Haley says 'no way' voters would back Trump if he is convicted, though she's said she would
She called the former president "unhinged" and "diminished."
Republican presidential candidate Nikki Haley was pressed in a new interview about her different positions on rival Donald Trump's viability in the 2024 general election if he is convicted of one of the 91 criminal charges he faces, all of which he denies.
"There is no way that the American people are going to vote for a convicted criminal," Haley said in an interview with NBC News' Craig Melvin that aired Wednesday morning.
"But you said you would! But you said you would," an incredulous Melvin responded, referring to the moment during the first GOP primary debate when Haley affirmed her support for Trump if he wins the nomination and is convicted.
"No, that is not the question," Haley told him. "Every Republican nominee ... signed a pledge before they could even get on the debate stage that said if that we were not the nominee, would we support the nominee? And I said yes, and I stand by that."
Melvin had asked how that view fits in with Haley's more recent criticism that Trump is "not qualified" to be commander in chief because of his sarcastic comments questioning her husband's absence from her campaign while he is serving overseas with the Army National Guard.
"I'm the first one to say I voted for him twice. I was proud to serve America in his administration," said Haley, who was one of Trump's U.N. ambassadors.
But, she continued, "I have called him out multiple times, which is why he's upset because he thinks I'm disloyal. I'm not loyal to anyone. I don't do that."
She also told Melvin, "I have said any of [the other GOP candidates] would be better than Joe Biden."
Haley was previously pressed by ABC News anchor George Stephanopoulos on her support for Trump if there is a potential conviction and said then, "I don't even think it's going to get to the point that Donald Trump becomes president. I think that I'm going to be the nominee."
She told Stephanopoulos in August that the alternative to voting for Trump would be unacceptable: "A vote for Joe Biden is a vote for [Vice President] Kamala Harris."

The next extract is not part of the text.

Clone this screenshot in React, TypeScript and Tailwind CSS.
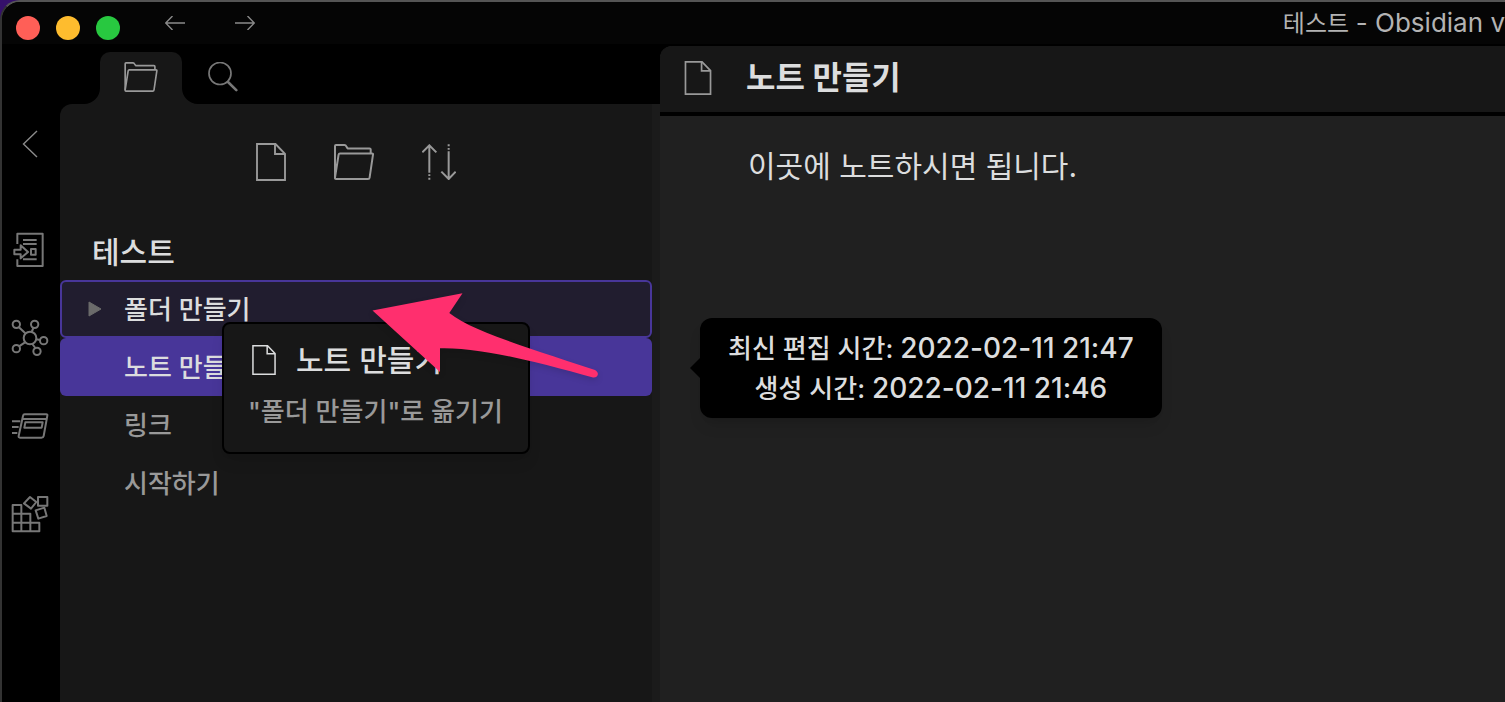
import type { ReactNode } from "react";

function FolderIcon({ className }: { className: string }) {
  return (
    <svg viewBox="0 0 40 36" className={className} fill="none" stroke="currentColor" strokeWidth="2" strokeLinejoin="round" aria-hidden="true">
      <path d="M1 33.5V2Q1 1 2 1H10.5Q11.7 1 12.2 2.2L13.6 4.4H35.5Q36.7 4.4 36.7 5.6V9" />
      <path d="M6 9.4H38Q39.2 9.4 39 10.6L35.6 33.6Q35.4 35 34 35H2Q.8 35 1 33.6L4.6 10.6Q4.8 9.4 6 9.4Z" />
    </svg>
  );
}

function FileIcon({ className }: { className: string }) {
  return (
    <svg viewBox="0 0 30 38" className={className} fill="none" stroke="currentColor" strokeWidth="1.9" aria-hidden="true">
      <path d="M1 1H19.5L29 10.8V37H1Z" />
      <path d="M19 1V11H29" />
    </svg>
  );
}

function SortIcon() {
  return (
    <svg viewBox="0 0 102 108" className="h-9 w-[34px]" fill="none" stroke="currentColor" strokeWidth="6" aria-hidden="true">
      <path d="M22 86V4M1 25L22 4L43 25" />
      <path d="M22 91V96M22 101V107" />
      <path d="M80 22V104M58 83L80 105L101 83" />
      <path d="M80 1V7M80 12V17" />
    </svg>
  );
}

function SearchIcon() {
  return (
    <svg viewBox="0 0 30 30" className="h-[30px] w-[30px]" fill="none" stroke="currentColor" strokeLinecap="round" aria-hidden="true">
      <circle cx="12" cy="11.5" r="11" strokeWidth="1.7" />
      <path d="M20 20L28.3 28.2" strokeWidth="2.6" />
    </svg>
  );
}

function RibbonIcon({ children }: { children: ReactNode }) {
  return (
    <svg viewBox="0 0 108 108" className="h-9 w-9 overflow-visible" fill="none" stroke="currentColor" strokeWidth="6" strokeLinejoin="round" aria-hidden="true">
      {children}
    </svg>
  );
}

const ribbonItems = [
  {
    label: "빠른 전환",
    icon: (
      <RibbonIcon>
        <path d="M16 36V5H92V102H16V82" />
        <path d="M7 53H26V40L48 60L26 79V67H7Z" />
        <path d="M33 24H74M33 36H74M33 82H74" />
        <rect x="57" y="51" width="14" height="17" />
      </RibbonIcon>
    ),
  },
  {
    label: "그래프 뷰",
    icon: (
      <RibbonIcon>
        <circle cx="13" cy="13" r="11" />
        <circle cx="68" cy="13" r="11" />
        <circle cx="95" cy="62" r="11" />
        <circle cx="13" cy="86" r="11" />
        <circle cx="75" cy="94" r="11" />
        <circle cx="54" cy="54" r="19" />
        <path d="M20 21L40 40M64 24L59 36M73 58L84 60M39 67L21 79M61 72L70 84" />
      </RibbonIcon>
    ),
  },
  {
    label: "카드",
    icon: (
      <RibbonIcon>
        <path d="M38 19H103Q107 19 106 23L95 84Q94 89 88 89H24Q19 89 20 84L33 24Q34 19 38 19Z" />
        <path d="M32 33H104" />
        <path d="M40 43H92L89 59H37Z" />
        <path d="M0 40H25M0 57H20M0 75H16" />
      </RibbonIcon>
    ),
  },
  {
    label: "플러그인",
    icon: (
      <RibbonIcon>
        <path d="M2 27H28V106H2ZM2 53H55V106M2 80H82V106H2" />
        <path d="M54 3L73 18L57 38L36 22Z" />
        <path d="M78 3H106V29H78Z" />
        <path d="M71 43L97 35L104 60L79 68Z" />
      </RibbonIcon>
    ),
  },
];

export default function App() {
  return (
    <div className="h-screen overflow-hidden bg-[#35106b] font-['Inter','Noto_Sans_CJK_KR',sans-serif] text-[#dcddde]">
      <div className="relative flex h-full flex-col overflow-hidden rounded-tl-[20px] border-t-2 border-l-2 border-t-[#555555] border-l-[#333333] bg-black">
        <header className="flex h-[42px] shrink-0 items-center bg-[#050505] text-[#8a8a8a]">
          <div className="flex gap-4 pt-2.5 pl-3.5">
            <button aria-label="닫기" className="h-6 w-6 rounded-full bg-[#ff5f57]" />
            <button aria-label="최소화" className="h-6 w-6 rounded-full bg-[#febc2e]" />
            <button aria-label="최대화" className="h-6 w-6 rounded-full bg-[#28c840]" />
          </div>
          <nav className="flex gap-[50px] pl-[45px]">
            <button aria-label="뒤로">
              <svg viewBox="0 0 20 14" className="h-3.5 w-5" fill="none" stroke="currentColor" strokeWidth="1.4">
                <path d="M20 7H1M7.5 0L.7 7L7.5 14" />
              </svg>
            </button>
            <button aria-label="앞으로">
              <svg viewBox="0 0 20 14" className="h-3.5 w-5" fill="none" stroke="currentColor" strokeWidth="1.4">
                <path d="M0 7H19M12.5 0L19.3 7L12.5 14" />
              </svg>
            </button>
          </nav>
          <div className="flex-1 text-right text-2xl whitespace-nowrap text-[#b3b3b3]">
            테스트 <span className="text-[26px]">- Obsidian v</span>
          </div>
        </header>

        <div className="flex min-h-0 flex-1">
          <nav className="flex w-[58px] shrink-0 flex-col items-center pt-[86px] pr-0.5 text-[#777777]">
            <button aria-label="사이드바 접기">
              <svg viewBox="0 0 16 28" className="h-7 w-4" fill="none" stroke="#8a8a8a" strokeWidth="1.4">
                <path d="M15 1L1.5 14L15 27" />
              </svg>
            </button>
            <div className="flex flex-col gap-[52px] pt-[74px]">
              {ribbonItems.map((item) => (
                <button key={item.label} aria-label={item.label}>
                  {item.icon}
                </button>
              ))}
            </div>
          </nav>

          <aside className="flex w-[600px] shrink-0 flex-col text-[#999999]">
            <div className="flex h-[60px] items-end pl-6">
              <svg viewBox="0 0 16 16" className="h-4 w-4 text-[#171717]" aria-hidden="true">
                <path d="M16 0V16H0A16 16 0 0 0 16 0Z" fill="currentColor" />
              </svg>
              <button aria-label="파일 탐색기" className="flex h-[52px] w-[82px] items-center justify-center rounded-t-[10px] bg-[#171717] pb-0.5">
                <FolderIcon className="h-[30px] w-[34px]" />
              </button>
              <svg viewBox="0 0 16 16" className="h-4 w-4 text-[#171717]" aria-hidden="true">
                <path d="M0 0V16H16A16 16 0 0 1 0 0Z" fill="currentColor" />
              </svg>
              <button aria-label="검색" className="flex h-[52px] items-center pb-0.5 pl-2.5 text-[#777777]">
                <SearchIcon />
              </button>
            </div>

            <div className="min-h-0 flex-1 rounded-tl-xl border-r-8 border-[#1b1b1b] bg-[#171717]">
              <div className="flex h-[116px] items-center justify-center gap-12">
                <button aria-label="새 노트">
                  <FileIcon className="h-[38px] w-[30px]" />
                </button>
                <button aria-label="새 폴더">
                  <FolderIcon className="h-9 w-10" />
                </button>
                <button aria-label="정렬 순서 변경">
                  <SortIcon />
                </button>
              </div>
              <h2 className="flex h-[60px] items-center px-8 pt-1 text-[30px] font-medium text-[#dcddde]">테스트</h2>
              <ul className="text-[26px]">
                <li className="flex h-[58px] items-center rounded-md border-2 border-[#483699] bg-[#211d2f] pl-[26px] font-medium text-[#dcddde]">
                  <svg viewBox="0 0 14 16" className="mr-[22px] h-4 w-3.5" aria-hidden="true">
                    <path d="M1 1L13 8L1 15Z" fill="#6b6b6b" stroke="#6b6b6b" strokeLinejoin="round" />
                  </svg>
                  폴더 만들기
                </li>
                <li className="flex h-[58px] items-center rounded-md bg-[#483699] pl-16 font-medium text-[#dcddde]">노트 만들기</li>
                <li className="flex h-[58px] items-center pl-16 font-medium">링크</li>
                <li className="flex h-[58px] items-center pl-16 font-medium">시작하기</li>
              </ul>
            </div>
          </aside>

          <main className="mt-0.5 flex min-w-0 flex-1 flex-col overflow-hidden rounded-tl-xl bg-[#202020]">
            <div className="flex h-[70px] shrink-0 items-center gap-[34px] border-b-4 border-black bg-[#171717] pb-0.5 pl-6">
              <FileIcon className="h-[34px] w-7 text-[#999999]" />
              <h1 className="text-[32px] font-bold">노트 만들기</h1>
            </div>
            <p className="px-[88px] pt-[25px] text-[30px] leading-[50px]">이곳에 노트하시면 됩니다.</p>
          </main>
        </div>

        <div className="absolute top-80 left-[220px] h-[132px] w-[308px] rounded-lg border-2 border-black bg-[#171717] px-6 pt-[11px] shadow-lg">
          <div className="flex h-[50px] items-center gap-5 pl-1 text-[30px] font-medium whitespace-nowrap">
            <FileIcon className="h-[30px] w-6 shrink-0" />
            노트 만들기
          </div>
          <div className="text-[26px] leading-[54px] font-medium whitespace-nowrap text-[#999999]">"폴더 만들기"로 옮기기</div>
        </div>

        <div role="tooltip" className="absolute top-[316px] left-[698px] rounded-xl bg-black px-7 py-2.5 text-center text-[26px] leading-10 font-medium whitespace-nowrap shadow-lg">
          <div className="h-10">
            최신 편집 시간: <span className="text-[28px]">2022-02-11 21:47</span>
          </div>
          <div className="h-10">
            생성 시간: <span className="text-[28px]">2022-02-11 21:46</span>
          </div>
          <svg viewBox="0 0 10 20" className="absolute top-10 -left-2.5 h-5 w-2.5" aria-hidden="true">
            <path d="M10 0L0 10L10 20Z" fill="#000" />
          </svg>
        </div>

        <svg viewBox="370 290 232 92" className="absolute top-[288px] left-[368px] h-[92px] w-[232px] drop-shadow-md" aria-hidden="true">
          <path d="M372.5 310.5L462.5 293.3L449.3 313C472 331 520 345 595 370C600 373 598 378 593 377.5C545 364 480 347 440 348.3V372Z" fill="#ff2f6e" />
        </svg>
      </div>
    </div>
  );
}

In Monday's interview, she took a harsher tone on Trump. While she repeated her rebuke of his comments about her husband -- calling it an affront to "all members of the military" -- she suggested that his past remarks disparaging veterans and Gold Star families, whose relatives died while serving in the military, didn't seem to be as sincere.
"Everybody thought, 'Oh, did he have a slip? What did that mean?'" she said.
She continued: "The problem now is he is not the same person he was in 2016. He is unhinged. He is more diminished than he then he was." (Trump has fired back, calling Haley a "bird brain.")
More recently, in 2020, Haley defended Trump from reporting that he had allegedly called slain service members "suckers," which he vigorously denied.
"All of us who worked with [Trump] witnessed the tremendous amount of love and respect he has for our military," Haley posted on X, formerly Twitter, in September 2020.
In her interview with Melvin, Haley rejected the premise that her primary message against Trump isn't gaining traction because she has lost in the few early voting states so far.
"I think my message has broken through," she said. "Not only are we getting Republicans, we're getting independents, we're getting Reagan Democrats -- the people who want the anger to stop, the people who want the division to stop and the people who want us to stop having 80-year-old candidates."
Asked whether she was hurting Trump by staying in the race, Haley said that was "ridiculous."
"I'm the one that saves the Republican Party," she said, touting some polls that show her beating Biden in a hypothetical general election matchup.
Of her chances moving forward, Haley told Melvin not to "discount" her.
"Don't discount that I defeated a dozen fellas," she said of the many other GOP primary candidates who have since left the race. "Don't discount me now," she said.
And if she would potentially serve in a Trump administration, she did not directly rule it out but said, "I don't want anything. I don't want vice president. I don't want anything."